The note chosen was the German 10-reichsmark Reichsbank note of January 22, 1929. The Canadian imitation is printed in green on white paper. The parody bears the additional text on the front left: “Occupation Reichsmark - Army of Occupation - (signed) von Brauchitsch.”

On the back the note bears a longer propaganda message in English:

What would it be like if ... ? This is what we will have to accept for our labor, our services, our wheat, our land, if we fail in our job to fight a total war. Our money is good only if Canada wins the war. This worthless money represents slavery, broken pledges, suffering, and humiliation. It must not happen here! BUY VICTORY BONDS .. . AND KEEP THIS 'BLOOD'MONEY OUT OF CANADA. Bonds or bondage . . . the choice is yours!

A Poster placed on Churches by the German Occupying Troops
This poster turned up in 2022. The swastika was covered to meet modern Social Media rules.

As you might expect, this note was used as part of a bond drive. It was issued during the mock invasion of the city of Winnipeg on “IF DAY,” 19 February 1942. Canadians dressed as Wehrmacht troops invaded and conquered the city. It was promptly renamed “Himmerstadt” by the victorious mock-Germans. The Winnipeg Tribune was renamed Das Winipegger Lugenblatt by Gauleiter Erich von Neurenberg. Hundreds of leading citizens were rounded up by “Gestapo” teams. The Canadians were shown exactly what they could expect under Nazi occupation. Apparently the lesson was learned because the people contributed $60,000,000, well in excess of the announced goal.

Canadian troops dressed in German military uniforms give the Nazi salute while patrolling the streets of Winnipeg.
Source: Winnipeg Free Press

Exactly 70 years later this mock invasion was celebrated on CBS News Sunday Morning. On 12 February 2012, they showed newsreels of the mock invasion of Canada including local politicians being marched to concentration camps and two major news magazines that covered the story. The segment was entitled “The Day we Lost Winnipeg,” and ended with the comment that ultimately this campaign led to the sale of 23.5 million dollars in victory bonds.
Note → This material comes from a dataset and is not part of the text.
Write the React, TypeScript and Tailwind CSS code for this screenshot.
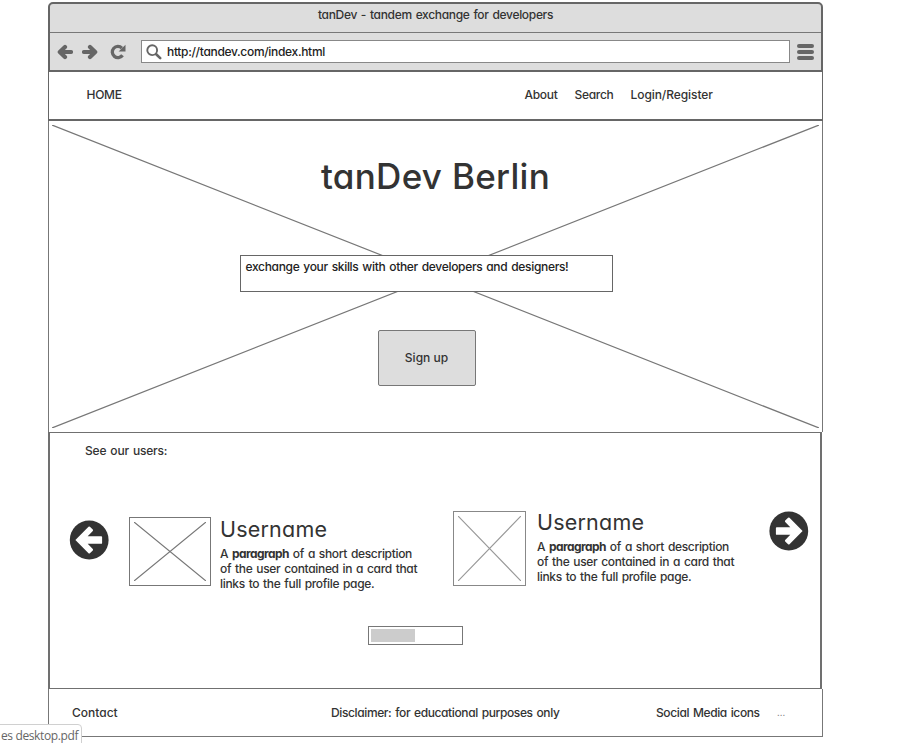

Curiously, the Canadians might have stolen this idea from the Americans. According to Insidious Foes: The Axis Fifth Column and the American Home Front, Francis MacDonald:

In July 1941, the citizens of Anderson, South Carolina staged a mock invasion of their own town. Over 1,300 people played the parts of Fifth Columnists and supporting German troops…They arrested employees at the local post office, newspaper, radio station, power plant and railroad depot…Fifth Columnists also took into custody the town’s Mayor, Police Chief and Fire Chief…The invaders placed captured town officials in concentration camps. The purpose of Anderson’s mock invasion was to instruct cadets at Clemson University in the nefarious tactics that Hitler was thought to have used in Europe….

Decades after I wrote this article David Bergeron wrote a 14 November 2022 article titled "The Day Winnipeg was invaded" for the Museum Blog of the Bank of Canada

It was a scary scene of German occupation. Wehrmacht tanks patrolled the streets, and the Luftwaffe controlled the skies. In true blitzkrieg fashion, invasion and occupation were swift. Within a few hours, the city of Winnipeg surrendered and was renamed "Himmlerstadt" (Himmler City). The invaders took over local radio stations and newspapers to control information. Propaganda slogans of "everything is kaput" dominated the headlines. Checkpoints were set up to control movement in the city. People on the street were randomly stopped and searched. Some were arrested and imprisoned in an internment camp set up in Lower Fort Garry. Even German marks replaced Canadian dollars in circulation-in the form of so-called If Day propaganda notes.

The event was a mock invasion. The 3,800 invaders were Canadians dressed in German uniforms, all part of an elaborate scheme to demonstrate what a German invasion could look like.